▶ **Exercise brief**:
Pull out every line from the listing that has the word "styles".
****************
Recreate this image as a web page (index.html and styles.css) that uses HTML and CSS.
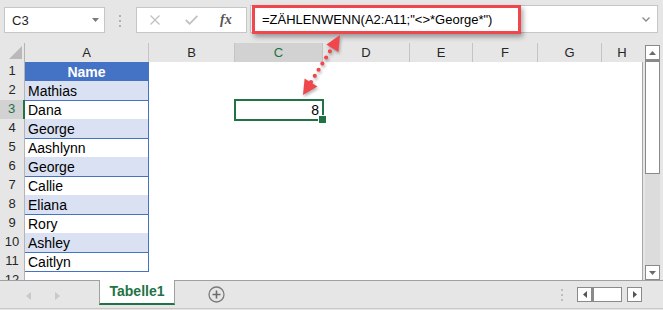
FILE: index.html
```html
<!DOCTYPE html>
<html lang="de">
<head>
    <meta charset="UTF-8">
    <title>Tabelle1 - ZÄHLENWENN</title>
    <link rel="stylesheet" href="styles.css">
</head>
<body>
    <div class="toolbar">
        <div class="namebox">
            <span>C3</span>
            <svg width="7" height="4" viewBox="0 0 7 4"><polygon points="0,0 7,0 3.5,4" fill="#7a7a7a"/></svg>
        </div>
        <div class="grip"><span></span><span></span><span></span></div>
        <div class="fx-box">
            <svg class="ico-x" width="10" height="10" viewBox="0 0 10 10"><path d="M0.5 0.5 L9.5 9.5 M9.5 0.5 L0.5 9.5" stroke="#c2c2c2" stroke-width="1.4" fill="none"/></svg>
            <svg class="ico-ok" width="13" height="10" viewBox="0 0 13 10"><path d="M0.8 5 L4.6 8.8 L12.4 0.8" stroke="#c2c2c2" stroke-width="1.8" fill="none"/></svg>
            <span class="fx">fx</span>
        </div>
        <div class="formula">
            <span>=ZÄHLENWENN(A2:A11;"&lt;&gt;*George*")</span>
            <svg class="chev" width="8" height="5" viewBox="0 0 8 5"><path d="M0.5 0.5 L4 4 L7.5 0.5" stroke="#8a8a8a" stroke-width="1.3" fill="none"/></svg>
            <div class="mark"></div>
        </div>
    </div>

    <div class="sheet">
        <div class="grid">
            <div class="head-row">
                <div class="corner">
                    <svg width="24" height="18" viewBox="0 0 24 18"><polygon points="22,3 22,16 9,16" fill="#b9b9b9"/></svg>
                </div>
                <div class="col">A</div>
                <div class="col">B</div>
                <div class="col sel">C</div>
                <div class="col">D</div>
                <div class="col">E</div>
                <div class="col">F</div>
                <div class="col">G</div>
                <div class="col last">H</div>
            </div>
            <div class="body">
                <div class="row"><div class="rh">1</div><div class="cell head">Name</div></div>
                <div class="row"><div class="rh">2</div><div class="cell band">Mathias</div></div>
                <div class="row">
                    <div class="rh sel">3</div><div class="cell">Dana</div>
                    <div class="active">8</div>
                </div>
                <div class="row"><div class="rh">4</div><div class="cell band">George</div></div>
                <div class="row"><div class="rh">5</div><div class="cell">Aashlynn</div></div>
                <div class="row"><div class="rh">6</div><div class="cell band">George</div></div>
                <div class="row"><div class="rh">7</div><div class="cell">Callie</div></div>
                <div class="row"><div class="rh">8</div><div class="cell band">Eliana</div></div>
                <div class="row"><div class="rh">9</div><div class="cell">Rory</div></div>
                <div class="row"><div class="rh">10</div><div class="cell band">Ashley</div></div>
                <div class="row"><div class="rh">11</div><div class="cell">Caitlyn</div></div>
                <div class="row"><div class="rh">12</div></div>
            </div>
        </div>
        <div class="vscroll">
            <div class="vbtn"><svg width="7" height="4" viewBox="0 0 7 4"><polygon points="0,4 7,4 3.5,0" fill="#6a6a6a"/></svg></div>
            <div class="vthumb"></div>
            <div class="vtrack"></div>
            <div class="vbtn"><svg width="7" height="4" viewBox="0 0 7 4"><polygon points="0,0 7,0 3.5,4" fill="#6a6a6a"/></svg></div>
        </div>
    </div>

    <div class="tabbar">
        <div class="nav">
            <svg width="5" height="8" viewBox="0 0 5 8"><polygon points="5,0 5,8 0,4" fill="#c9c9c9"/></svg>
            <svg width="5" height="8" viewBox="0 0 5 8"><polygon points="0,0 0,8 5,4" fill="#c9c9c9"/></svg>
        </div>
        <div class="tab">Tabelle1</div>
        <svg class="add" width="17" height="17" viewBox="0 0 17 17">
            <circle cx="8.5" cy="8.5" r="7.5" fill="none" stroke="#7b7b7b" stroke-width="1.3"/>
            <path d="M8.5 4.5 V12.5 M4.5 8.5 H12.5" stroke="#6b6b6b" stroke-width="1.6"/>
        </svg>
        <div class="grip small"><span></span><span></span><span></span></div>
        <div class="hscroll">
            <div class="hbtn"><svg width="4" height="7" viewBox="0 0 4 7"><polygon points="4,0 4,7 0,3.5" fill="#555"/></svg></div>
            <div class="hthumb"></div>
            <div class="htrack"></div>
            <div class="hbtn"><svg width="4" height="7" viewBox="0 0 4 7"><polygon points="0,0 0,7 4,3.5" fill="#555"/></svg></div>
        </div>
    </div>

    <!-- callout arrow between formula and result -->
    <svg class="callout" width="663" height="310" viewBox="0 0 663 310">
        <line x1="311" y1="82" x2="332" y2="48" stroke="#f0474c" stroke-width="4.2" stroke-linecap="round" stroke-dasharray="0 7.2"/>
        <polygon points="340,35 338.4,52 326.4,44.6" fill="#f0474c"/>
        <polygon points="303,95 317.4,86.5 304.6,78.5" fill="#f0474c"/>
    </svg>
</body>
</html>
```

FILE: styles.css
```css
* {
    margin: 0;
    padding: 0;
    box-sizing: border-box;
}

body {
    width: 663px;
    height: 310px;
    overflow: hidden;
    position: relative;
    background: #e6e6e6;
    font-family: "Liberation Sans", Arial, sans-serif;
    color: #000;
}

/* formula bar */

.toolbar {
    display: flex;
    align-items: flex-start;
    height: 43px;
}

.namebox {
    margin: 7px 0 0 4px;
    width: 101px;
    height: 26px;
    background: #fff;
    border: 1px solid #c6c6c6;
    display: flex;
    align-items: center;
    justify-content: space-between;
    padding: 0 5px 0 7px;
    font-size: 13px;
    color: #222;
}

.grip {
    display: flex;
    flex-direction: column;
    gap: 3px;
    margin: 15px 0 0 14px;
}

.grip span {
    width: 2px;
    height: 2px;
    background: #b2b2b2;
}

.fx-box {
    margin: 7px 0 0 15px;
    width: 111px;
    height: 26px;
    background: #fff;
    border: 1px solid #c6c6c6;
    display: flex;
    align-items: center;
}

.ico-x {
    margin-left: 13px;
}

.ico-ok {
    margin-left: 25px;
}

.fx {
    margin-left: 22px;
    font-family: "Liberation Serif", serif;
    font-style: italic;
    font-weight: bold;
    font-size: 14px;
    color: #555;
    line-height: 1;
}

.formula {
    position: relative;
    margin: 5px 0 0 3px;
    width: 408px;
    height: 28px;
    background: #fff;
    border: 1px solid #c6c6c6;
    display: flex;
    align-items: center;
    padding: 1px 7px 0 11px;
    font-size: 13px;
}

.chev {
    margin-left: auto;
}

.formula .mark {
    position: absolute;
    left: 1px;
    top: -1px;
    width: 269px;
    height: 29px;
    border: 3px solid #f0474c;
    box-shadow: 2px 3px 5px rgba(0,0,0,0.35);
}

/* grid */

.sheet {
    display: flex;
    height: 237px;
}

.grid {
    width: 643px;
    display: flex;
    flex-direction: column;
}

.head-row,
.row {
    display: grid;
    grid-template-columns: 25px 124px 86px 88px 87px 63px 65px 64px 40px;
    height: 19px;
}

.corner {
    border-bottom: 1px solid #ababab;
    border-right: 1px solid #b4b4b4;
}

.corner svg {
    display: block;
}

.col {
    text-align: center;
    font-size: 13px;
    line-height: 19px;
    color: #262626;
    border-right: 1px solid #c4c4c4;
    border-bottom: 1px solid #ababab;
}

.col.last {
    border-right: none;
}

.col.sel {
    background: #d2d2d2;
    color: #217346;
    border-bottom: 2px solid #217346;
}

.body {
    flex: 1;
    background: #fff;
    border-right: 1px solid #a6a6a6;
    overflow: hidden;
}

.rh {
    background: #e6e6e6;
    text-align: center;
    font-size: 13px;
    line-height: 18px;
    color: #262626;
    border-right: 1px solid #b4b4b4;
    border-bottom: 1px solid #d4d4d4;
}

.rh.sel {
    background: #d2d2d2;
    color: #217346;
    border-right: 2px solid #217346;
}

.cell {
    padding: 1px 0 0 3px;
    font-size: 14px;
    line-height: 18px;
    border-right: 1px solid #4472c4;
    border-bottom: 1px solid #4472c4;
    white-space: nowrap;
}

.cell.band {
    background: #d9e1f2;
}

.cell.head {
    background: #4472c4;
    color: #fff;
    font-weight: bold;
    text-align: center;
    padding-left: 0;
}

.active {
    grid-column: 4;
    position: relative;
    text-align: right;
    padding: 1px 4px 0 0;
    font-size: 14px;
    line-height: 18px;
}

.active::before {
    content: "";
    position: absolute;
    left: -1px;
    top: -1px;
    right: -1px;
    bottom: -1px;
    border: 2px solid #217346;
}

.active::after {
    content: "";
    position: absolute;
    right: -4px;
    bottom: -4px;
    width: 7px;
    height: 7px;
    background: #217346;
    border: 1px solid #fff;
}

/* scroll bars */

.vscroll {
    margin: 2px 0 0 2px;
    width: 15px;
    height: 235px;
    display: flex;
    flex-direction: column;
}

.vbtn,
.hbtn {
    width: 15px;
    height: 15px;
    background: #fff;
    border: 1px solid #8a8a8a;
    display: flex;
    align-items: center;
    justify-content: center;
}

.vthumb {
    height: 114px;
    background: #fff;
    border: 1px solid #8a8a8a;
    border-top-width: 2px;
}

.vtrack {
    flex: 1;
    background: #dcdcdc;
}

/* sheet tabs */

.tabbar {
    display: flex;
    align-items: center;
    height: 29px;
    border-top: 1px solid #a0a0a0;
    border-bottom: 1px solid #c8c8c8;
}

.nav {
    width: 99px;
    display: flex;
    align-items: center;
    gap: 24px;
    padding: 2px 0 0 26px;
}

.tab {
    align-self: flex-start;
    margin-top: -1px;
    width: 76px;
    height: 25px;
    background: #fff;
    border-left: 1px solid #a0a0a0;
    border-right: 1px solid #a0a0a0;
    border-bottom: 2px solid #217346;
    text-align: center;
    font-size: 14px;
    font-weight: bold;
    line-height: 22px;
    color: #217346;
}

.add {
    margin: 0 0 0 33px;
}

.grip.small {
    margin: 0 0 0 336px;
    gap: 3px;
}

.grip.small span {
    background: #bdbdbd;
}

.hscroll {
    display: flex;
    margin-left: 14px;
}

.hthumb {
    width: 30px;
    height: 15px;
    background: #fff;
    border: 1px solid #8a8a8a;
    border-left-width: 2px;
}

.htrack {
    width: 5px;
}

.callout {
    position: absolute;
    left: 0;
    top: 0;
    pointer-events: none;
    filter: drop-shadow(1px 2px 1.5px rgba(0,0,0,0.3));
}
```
****************
▶ **Right answer**:
Recreate this image as a web page (index.html and styles.css) that uses HTML and CSS.
    <link rel="stylesheet" href="styles.css">
FILE: styles.css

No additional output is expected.